_Pages as source code:_
━━━━━━━━━━━━━━━━━━━━

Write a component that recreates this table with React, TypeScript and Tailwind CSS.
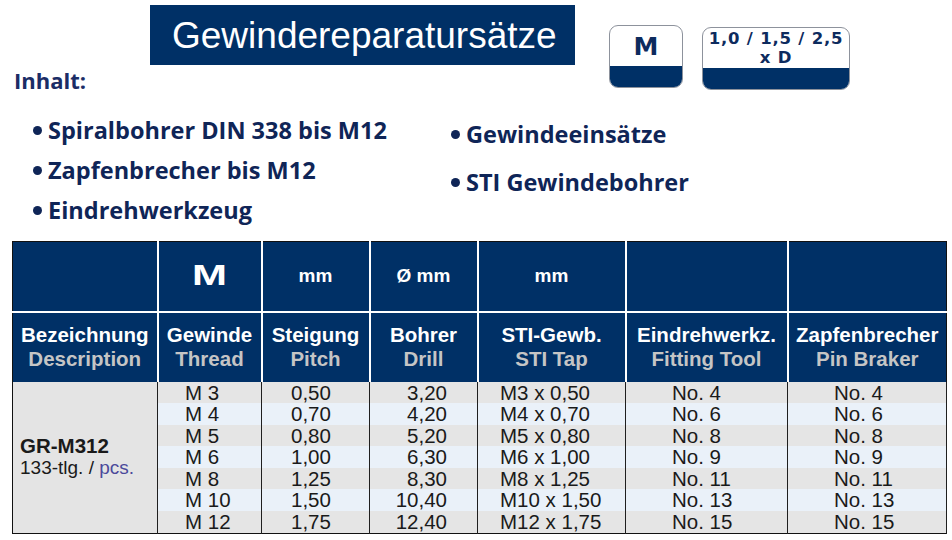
import React from "react";

const navy = "bg-[#003066]";

const rows = [
  ["M 3", "0,50", "3,20", "M3 x 0,50", "No. 4", "No. 4"],
  ["M 4", "0,70", "4,20", "M4 x 0,70", "No. 6", "No. 6"],
  ["M 5", "0,80", "5,20", "M5 x 0,80", "No. 8", "No. 8"],
  ["M 6", "1,00", "6,30", "M6 x 1,00", "No. 9", "No. 9"],
  ["M 8", "1,25", "8,30", "M8 x 1,25", "No. 11", "No. 11"],
  ["M 10", "1,50", "10,40", "M10 x 1,50", "No. 13", "No. 13"],
  ["M 12", "1,75", "12,40", "M12 x 1,75", "No. 15", "No. 15"],
];

const headers = [
  ["Bezeichnung", "Description"],
  ["Gewinde", "Thread"],
  ["Steigung", "Pitch"],
  ["Bohrer", "Drill"],
  ["STI-Gewb.", "STI Tap"],
  ["Eindrehwerkz.", "Fitting Tool"],
  ["Zapfenbrecher", "Pin Braker"],
];

function Badge({ w, children }: { w: string; children: React.ReactNode }) {
  return (
    <div className={`${w} flex h-[63px] flex-col overflow-hidden rounded-[9px] border border-[#8d929c] bg-white`}>
      <div className="flex flex-1 flex-col items-center justify-center text-[#0d2b5e]">{children}</div>
      <div className={`h-[21px] ${navy}`} />
    </div>
  );
}

function Bullet({ children }: { children: React.ReactNode }) {
  return (
    <div className="flex items-center">
      <span className="mr-[6px] inline-block h-[9px] w-[9px] rounded-full bg-[#0f2557]" />
      <span>{children}</span>
    </div>
  );
}

export default function App() {
  const cellPads = ["pl-[27px] text-left", "pl-[29px] text-left", "pr-[30px] text-right", "pl-[22px] text-left", "pl-[46px] text-left", "pl-[46px] text-left"];
  return (
    <div className="h-[540px] w-[952px] overflow-hidden bg-white font-['Liberation_Sans',Arial,sans-serif]">
      {/* top: title, badges, contents */}
      <div className="flex items-start">
        <div className="w-[609px]">
          <div className={`ml-[150px] mt-[5px] flex h-[60px] w-[425px] items-center pl-[22px] ${navy}`}>
            <span className="text-[37px] leading-none text-white">Gewindereparatursätze</span>
          </div>
          <div className="pl-[14px] font-['Open_Sans',sans-serif] text-[22px] font-bold leading-[30px] text-[#1b2d66]">Inhalt:</div>
        </div>
        <div className="mt-[25px]">
          <Badge w="w-[74px]">
            <span className="font-['DejaVu_Sans',sans-serif] text-[25px] font-bold leading-none">M</span>
          </Badge>
        </div>
        <div className="ml-[19px] mt-[27px]">
          <Badge w="w-[148px]">
            <div className="flex flex-col items-center font-['DejaVu_Sans',sans-serif] text-[16.5px] font-bold leading-[19px] tracking-[0.8px]">
              <span className="whitespace-nowrap">1,0 / 1,5 / 2,5</span>
              <span>x D</span>
            </div>
          </Badge>
        </div>
      </div>

      <div className="mt-[15px] flex font-['Open_Sans',sans-serif] text-[23.5px] font-bold text-[#0f2557]">
        <div className="w-[451px] pl-[33px] leading-[40px]">
          <Bullet>Spiralbohrer DIN 338 bis M12</Bullet>
          <Bullet>Zapfenbrecher bis M12</Bullet>
          <Bullet>Eindrehwerkzeug</Bullet>
        </div>
        <div className="leading-[48px]">
          <Bullet>Gewindeeinsätze</Bullet>
          <Bullet>STI Gewindebohrer</Bullet>
        </div>
      </div>

      {/* table */}
      <table className="ml-[12px] mt-[11px] w-[934px] table-fixed border-collapse border border-[#111]">
        <colgroup>
          <col className="w-[145px]" />
          <col className="w-[104px]" />
          <col className="w-[108px]" />
          <col className="w-[108px]" />
          <col className="w-[148px]" />
          <col className="w-[162px]" />
          <col className="w-[159px]" />
        </colgroup>
        <thead>
          <tr className={`h-[70px] ${navy} text-white`}>
            <th className="border-b-2 border-r-2 border-white" />
            <th className="border-2 border-t-0 border-white">
              <span className="inline-block scale-x-[1.4] text-[30px] font-bold leading-none">M</span>
            </th>
            <th className="border-2 border-t-0 border-white text-[19px] font-bold">mm</th>
            <th className="border-2 border-t-0 border-white text-[19px] font-bold">Ø mm</th>
            <th className="border-2 border-t-0 border-white text-[19px] font-bold">mm</th>
            <th className="border-2 border-t-0 border-white" />
            <th className="border-b-2 border-l-2 border-white" />
          </tr>
          <tr className={`h-[70px] ${navy}`}>
            {headers.map(([de, en], i) => (
              <th
                key={de}
                className={`border-white text-[20.5px] font-bold leading-[24px] ${i > 0 ? "border-l-2" : ""} ${i < 6 ? "border-r-2" : ""}`}
              >
                <div className="text-white">{de}</div>
                <div className="text-[#c5c5c5]">{en}</div>
              </th>
            ))}
          </tr>
        </thead>
        <tbody className="text-[20.5px] leading-[21.6px] text-[#1a1a1a]">
          {rows.map((r, ri) => (
            <tr key={r[0]} className={`h-[21.6px] ${ri % 2 === 0 ? "bg-[#e5e5e5]" : "bg-[#eaf1f9]"}`}>
              {ri === 0 && (
                <td rowSpan={7} className="border-r border-[#1f1f1f] bg-[#e4e4e4] pl-[7px] align-middle">
                  <div className="font-bold">GR-M312</div>
                  <div className="text-[19px]">
                    133-tlg. / <span className="text-[#4b4a9b]">pcs.</span>
                  </div>
                </td>
              )}
              {r.map((v, ci) => (
                <td key={ci} className={`border-x border-[#1f1f1f] p-0 ${cellPads[ci]}`}>
                  {v}
                </td>
              ))}
            </tr>
          ))}
        </tbody>
      </table>
    </div>
  );
}
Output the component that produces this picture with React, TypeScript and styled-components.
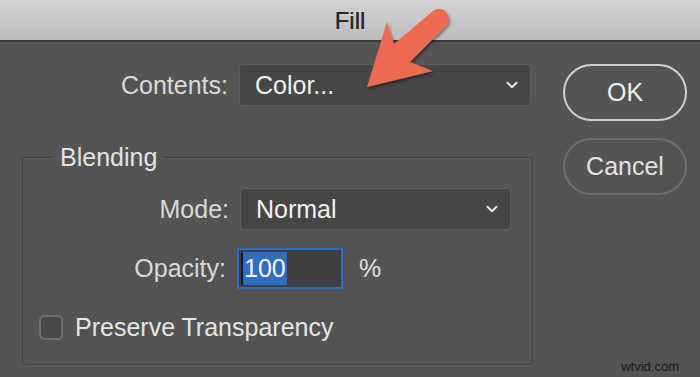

━━━━━━━━━━━━━━━━━━━━

_YOUR GOAL:_ All of the records above must be copied exactly, except for the pictures.

_ANSWER TO THE PROBLEM:_
Write a component that recreates this table with React, TypeScript and Tailwind CSS.
import React from "react";

const navy = "bg-[#003066]";

const rows = [
  ["M 3", "0,50", "3,20", "M3 x 0,50", "No. 4", "No. 4"],
  ["M 4", "0,70", "4,20", "M4 x 0,70", "No. 6", "No. 6"],
  ["M 5", "0,80", "5,20", "M5 x 0,80", "No. 8", "No. 8"],
  ["M 6", "1,00", "6,30", "M6 x 1,00", "No. 9", "No. 9"],
  ["M 8", "1,25", "8,30", "M8 x 1,25", "No. 11", "No. 11"],
  ["M 10", "1,50", "10,40", "M10 x 1,50", "No. 13", "No. 13"],
  ["M 12", "1,75", "12,40", "M12 x 1,75", "No. 15", "No. 15"],
];

const headers = [
  ["Bezeichnung", "Description"],
  ["Gewinde", "Thread"],
  ["Steigung", "Pitch"],
  ["Bohrer", "Drill"],
  ["STI-Gewb.", "STI Tap"],
  ["Eindrehwerkz.", "Fitting Tool"],
  ["Zapfenbrecher", "Pin Braker"],
];

function Badge({ w, children }: { w: string; children: React.ReactNode }) {
  return (
    <div className={`${w} flex h-[63px] flex-col overflow-hidden rounded-[9px] border border-[#8d929c] bg-white`}>
      <div className="flex flex-1 flex-col items-center justify-center text-[#0d2b5e]">{children}</div>
      <div className={`h-[21px] ${navy}`} />
    </div>
  );
}

function Bullet({ children }: { children: React.ReactNode }) {
  return (
    <div className="flex items-center">
      <span className="mr-[6px] inline-block h-[9px] w-[9px] rounded-full bg-[#0f2557]" />
      <span>{children}</span>
    </div>
  );
}

export default function App() {
  const cellPads = ["pl-[27px] text-left", "pl-[29px] text-left", "pr-[30px] text-right", "pl-[22px] text-left", "pl-[46px] text-left", "pl-[46px] text-left"];
  return (
    <div className="h-[540px] w-[952px] overflow-hidden bg-white font-['Liberation_Sans',Arial,sans-serif]">
      {/* top: title, badges, contents */}
      <div className="flex items-start">
        <div className="w-[609px]">
          <div className={`ml-[150px] mt-[5px] flex h-[60px] w-[425px] items-center pl-[22px] ${navy}`}>
            <span className="text-[37px] leading-none text-white">Gewindereparatursätze</span>
          </div>
          <div className="pl-[14px] font-['Open_Sans',sans-serif] text-[22px] font-bold leading-[30px] text-[#1b2d66]">Inhalt:</div>
        </div>
        <div className="mt-[25px]">
          <Badge w="w-[74px]">
            <span className="font-['DejaVu_Sans',sans-serif] text-[25px] font-bold leading-none">M</span>
          </Badge>
        </div>
        <div className="ml-[19px] mt-[27px]">
          <Badge w="w-[148px]">
            <div className="flex flex-col items-center font-['DejaVu_Sans',sans-serif] text-[16.5px] font-bold leading-[19px] tracking-[0.8px]">
              <span className="whitespace-nowrap">1,0 / 1,5 / 2,5</span>
              <span>x D</span>
            </div>
          </Badge>
        </div>
      </div>

      <div className="mt-[15px] flex font-['Open_Sans',sans-serif] text-[23.5px] font-bold text-[#0f2557]">
        <div className="w-[451px] pl-[33px] leading-[40px]">
          <Bullet>Spiralbohrer DIN 338 bis M12</Bullet>
          <Bullet>Zapfenbrecher bis M12</Bullet>
          <Bullet>Eindrehwerkzeug</Bullet>
        </div>
        <div className="leading-[48px]">
          <Bullet>Gewindeeinsätze</Bullet>
          <Bullet>STI Gewindebohrer</Bullet>
        </div>
      </div>

      {/* table */}
      <table className="ml-[12px] mt-[11px] w-[934px] table-fixed border-collapse border border-[#111]">
        <colgroup>
          <col className="w-[145px]" />
          <col className="w-[104px]" />
          <col className="w-[108px]" />
          <col className="w-[108px]" />
          <col className="w-[148px]" />
          <col className="w-[162px]" />
          <col className="w-[159px]" />
        </colgroup>
        <thead>
          <tr className={`h-[70px] ${navy} text-white`}>
            <th className="border-b-2 border-r-2 border-white" />
            <th className="border-2 border-t-0 border-white">
              <span className="inline-block scale-x-[1.4] text-[30px] font-bold leading-none">M</span>
            </th>
            <th className="border-2 border-t-0 border-white text-[19px] font-bold">mm</th>
            <th className="border-2 border-t-0 border-white text-[19px] font-bold">Ø mm</th>
            <th className="border-2 border-t-0 border-white text-[19px] font-bold">mm</th>
            <th className="border-2 border-t-0 border-white" />
            <th className="border-b-2 border-l-2 border-white" />
          </tr>
          <tr className={`h-[70px] ${navy}`}>
            {headers.map(([de, en], i) => (
              <th
                key={de}
                className={`border-white text-[20.5px] font-bold leading-[24px] ${i > 0 ? "border-l-2" : ""} ${i < 6 ? "border-r-2" : ""}`}
              >
                <div className="text-white">{de}</div>
                <div className="text-[#c5c5c5]">{en}</div>
              </th>
            ))}
          </tr>
        </thead>
        <tbody className="text-[20.5px] leading-[21.6px] text-[#1a1a1a]">
          {rows.map((r, ri) => (
            <tr key={r[0]} className={`h-[21.6px] ${ri % 2 === 0 ? "bg-[#e5e5e5]" : "bg-[#eaf1f9]"}`}>
              {ri === 0 && (
                <td rowSpan={7} className="border-r border-[#1f1f1f] bg-[#e4e4e4] pl-[7px] align-middle">
                  <div className="font-bold">GR-M312</div>
                  <div className="text-[19px]">
                    133-tlg. / <span className="text-[#4b4a9b]">pcs.</span>
                  </div>
                </td>
              )}
              {r.map((v, ci) => (
                <td key={ci} className={`border-x border-[#1f1f1f] p-0 ${cellPads[ci]}`}>
                  {v}
                </td>
              ))}
            </tr>
          ))}
        </tbody>
      </table>
    </div>
  );
}
Output the component that produces this picture with React, TypeScript and styled-components.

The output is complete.